Philippe Juvin : "le risque du déconfinement est l'arrivée d'une deuxième vague, qui est tout l'enjeu"
Pour la première fois, une faible baisse du nombre de patients admis en réanimation a été constatée jeudi 9 avril. Le pic de l'épidémie a-t-il été franchi ? "On ne sait pas si le pic de l'épidémie est franchi, confie Philippe Juvin, Professeur de médecine, chef du Service des urgences de l’Hôpital Pompidou à Paris, à Patrick Roger. Nous notons depuis plusieurs jours une diminution du nombre de patients nouveaux qui arrivent aux urgences. Jusqu'à jeudi 9 avril, le nombre de patients en réanimation était stable, qui avait tendance à s'améliorer, reconnaît-il. On est peut-être au pic, mais dans un vrai pic, si ça monte très vite, ça descend aussi très vite et ici, ça ne baissera pas très vite, on sera probablement sur un plateau qui va durer un certain temps, prévient-il.

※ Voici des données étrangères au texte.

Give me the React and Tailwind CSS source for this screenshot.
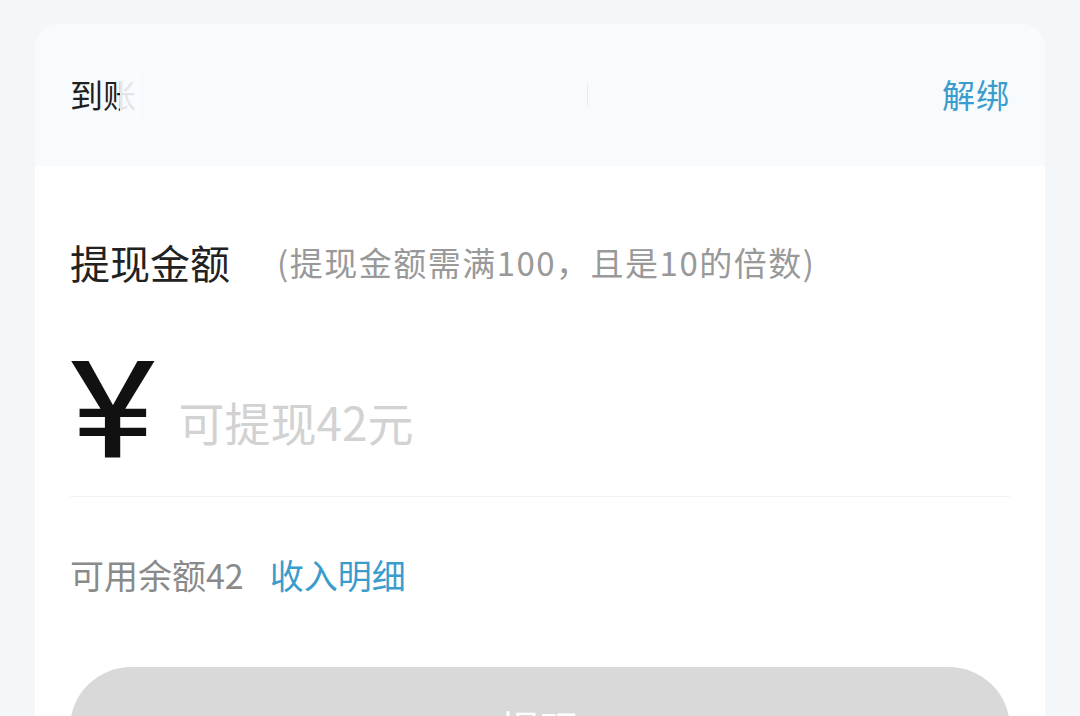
import React, { useState } from 'react';

function App() {
  const [amount, setAmount] = useState('');

  return (
    <div
      className="min-h-[716px] bg-[#f3f7fa] pt-[24px] px-[35px] overflow-hidden"
      style={{ fontFamily: '"Noto Sans CJK SC", "Noto Sans", Roboto, sans-serif' }}
    >
      <div className="bg-white rounded-[24px] overflow-hidden">
        {/* account row (masked) */}
        <div className="h-[142px] bg-[#f8fbfe] flex items-center justify-between px-[35px]">
          <div className="flex items-center">
            <span className="relative text-[33px] text-[#1f1f1f] whitespace-nowrap">
              到账
              <span className="absolute top-0 bottom-0 left-[50px] w-[20px] bg-[#f8fbfe]/90" />
            </span>
            <span className="ml-[451px] w-px h-[24px] bg-[#e6ebef]" />
          </div>
          <button className="text-[33px] text-[#3a9ccc] tracking-[1px]">解绑</button>
        </div>

        <div className="px-[35px]">
          <div className="flex items-center pt-[68px]">
            <h2 className="text-[40px] text-[#222] leading-[56px]">提现金额</h2>
            <span className="ml-[47px] text-[33px] tracking-[1.5px] text-[#999] leading-[56px]">
              (提现金额需满100，且是10的倍数)
            </span>
          </div>

          <div className="flex items-center mt-[50px] h-[157px] border-b border-[#f1f3f5]">
            <span
              className="text-[136px] leading-none text-[#111] -mt-[14px] scale-x-[1.2] origin-left"
              style={{ fontFamily: 'Roboto, "Noto Sans", sans-serif' }}
            >
              ¥
            </span>
            <input
              value={amount}
              onChange={(e) => setAmount(e.target.value)}
              placeholder="可提现42元"
              className="ml-[37px] mt-[6px] flex-1 bg-transparent outline-none text-[46px] text-[#222] placeholder:text-[#d2d2d2]"
            />
          </div>

          <div className="flex items-center mt-[54px] text-[34px] leading-[48px]">
            <span className="text-[#8a8a8a]">可用余额42</span>
            <span className="ml-[26px] text-[#3a9ccc]">收入明细</span>
          </div>

          <button className="mt-[68px] mb-[40px] w-full h-[122px] rounded-full bg-[#d9d9d9] text-white text-[40px]">
            提现
          </button>
        </div>
      </div>
    </div>
  );
}

export default App;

Tant qu'on n'aura pas vu les effets du déconfinement, on ne pourra rien dire, explique le Professeur, le risque du déconfinement est l'arrivée d'une deuxième vague, qui est tout l'enjeu. Philippe Juvin rappelle que selon une étude britannique, le confinement a sauvé environ 2.500 vies en France au 28 mars, probablement plus depuis. Le sujet concerne maintenant les gens restés chez eux enfermés, qui se sont protégés, qui ont protégé le système de santé, qui n'ont pas rencontré le virus et qui ne sont pas immunisés. Quand ils vont sortir, le risque est qu'ils s'infectent et il faudrait que ça se fasse, [mais] pas tous en même temps, explique-t-il, pour éviter une deuxième vague.
Face à une épidémie : soit il faut un vaccin, soit qu'environ 75% de la population ait rencontré le virus et soit immunisée, rappelle le Professeur. Tant qu'il n'y aura pas cette proportion importante de Français immunisés, il y aura un risque de redépart de l'épidémie. Et on en est loin manifestement".
"La recherche scientifique semble être prise en otage par le monde médiatique"
Le chef de l'État a-t-il eu raison d'aller voir le professeur Raoult, le défenseur de la chloroquine, jeudi 9 avril ? "Emmanuel Macron est libre d'aller et venir, estime Philippe Juvin. Quand il y avait la guerre, on était content que Clémenceau aille dans les tranchées. Sur le travail du professeur Raoult, je suis ennuyé pour répondre, confie-t-il. Didier Raoult est un scientifique reconnu, ce n'est pas un zozo qui débarque de la planète Mars ! Il faut écouter mais les résultats de son étude sont encore déroutants : sans médicament, 98% des gens atteints du Covid-19 guérissent naturellement et c'est à peu près le taux de guérison observé avec la chloroquine. Pour être certains qu'un médicament fonctionne, et que ce ne soit pas l'effet du hasard ou de l'évolution naturelle de la maladie, il faut comparer ce médicament à rien. C'est seulement en voyant si ceux qui bénéficient de ce médicament guérissent plus vite ou mieux que ceux qui n'ont rien reçu qu'on peut dire que ça marche. Or, ça n'a pas été fait. On observe des taux de guérison importants avec la chloroquine, mais sont-ils supérieurs à ce qu'il se serait passé sans chloroquine ? Je ne sais pas répondre !" insiste-t-il.